Music Reviews from the Staff of the Poison Pie Publishing House

 

October 24, 2020
Under Solen - Caktus
Label: Barefoot Records
Catalog #: BFREC064LP
Country: Denmark
Release Date: September 2, 2020
Media: lp or digital download
bandcamp.com entry
discogs.com entry

Caktus is a jazz quintet composed of Frederik Hagner (double bass), Thorbjørn Kaas (double bass and cello), Tobias Andreasson (drums), Zeki Jindyl (saxophone) and Maria Dybbroe (saxophone). All of the compositions were written by Ms. Dybbroe. To our knowledge, four of five of these musicians were new to our ears. We have previously encountered the soulful playing of Ms. Dybbroe on the album, An Uncaught Bird (2020), by the trio Køs, which thrilled us here at the Poison Pie Publishing House. (Our review from April, 2020 is here.)

Under Solen ("Under the Sun", this and all following translations courtesy of Google translate) is a different beast than An Uncaught Bird, which is only as it should be for an adventuresome musical talent. The electronics of the former release are absent, replaced by two double basses and a second, complementary saxophone. Most of the tracks are taken from a live recording of a concert at Christianshavns Beboerhus during the Copenhagen Jazz Festival of 2019. The music is improvisational and of varying duration. The shortest track is 24 seconds, while the longest one a few seconds shy of eight minutes. Of great appeal, for each of the twelve tracks on the record, a different poet was engaged in an act of active listening to produce a poem in response to it.

The music is available digitally via bandcamp with a couple extra tracks, but the accompanying poems are only available printed on the interior of the gatefold sleeve that comes with the vinyl purchase (also available from bandcamp). To the extent that the totality of the artistic work is formed through the combination of music and poetry, the vinyl release is essential in this particular circumstance. It seemed an ill-advised endeavor, contrary to the intentions of the artists, for us to separate the music from the words and we did not try.

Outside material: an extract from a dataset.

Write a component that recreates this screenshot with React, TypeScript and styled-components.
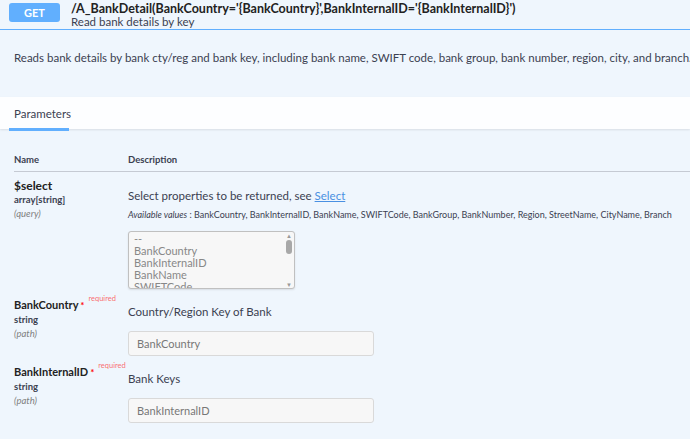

As an unnecessary aside, part of the appeal of this record to the listeners at the Poison Pie Publishing House is that we have been explicitly engaged in what we call "writing as listening" continuously since January 1, 2017. We have written a daily entry on the blog while listening to a different piece of music. Taken as a whole, these writings constitute an unambiguous repudiation of the forty-fifth president of the United States of America, who on a daily basis has stoked the worst impulses of Americans, attempting to set one against the other for his own advantage. Politics aside, for this reason, we were greatly interested in the examples of active listening produced by the twelve poets on Under Solen.

That the poems are all written in Danish without English translation means little to us. Understanding is, as always, greatly over-rated. Still, we had the poems translated. Without greatly diminishing the motivation to pursue the lp, we reproduce one of the shorter poems in the original Danish and the English translation below.

Æg Og Høne Og Due

Solen stod op over det lille landskab
det var den tid på året
hvor livet vågner op på ny
Due rystede sine vinger
Høne sad på sin pind
Æg sagde ingenting

Christian Hasse
Eggs And Hen And Dove

The sun rose over the small landscape
it was that time of year
where life awakens anew
Dove shook his wings
Hen sat on his stick
Eggs said nothing

Christian Hasse

This poem of Christian Hasse captures the nature of the music with greater clarity than any adjectives we supply here. This is a music of shaking wings, sticks and nothing. The appreciation of the music is heightened by the presence of the accompanying text, which serves as a stimulant to the active listener, provoking their internal antennae.

The manner in which the text is presented as an interpretive response to the music recalls the words of the American trombonist and composer, George Lewis, "I feel that when people are listening to music, they can do it because of the sense of empathy that allows them to respond to the creativity of other people by feeling their own creativity. In other words, those neurons start firing and those experiences, those bodily feelings start to resonate with the creativity that's coming from outside because they've got it within them."*

In Under Solen, Ms. Dybbroe and the other four musicians in Caktus, in partnership with a dozen poets, have produced an album that elicits just such a response.

* George E. Lewis, interview with Lloyd Peterson, from Music and the Creative Spirit: Innovators in Jazz, Improvisation and the Avant Garde, Scarecrow Press, Lanham, MD, 2006.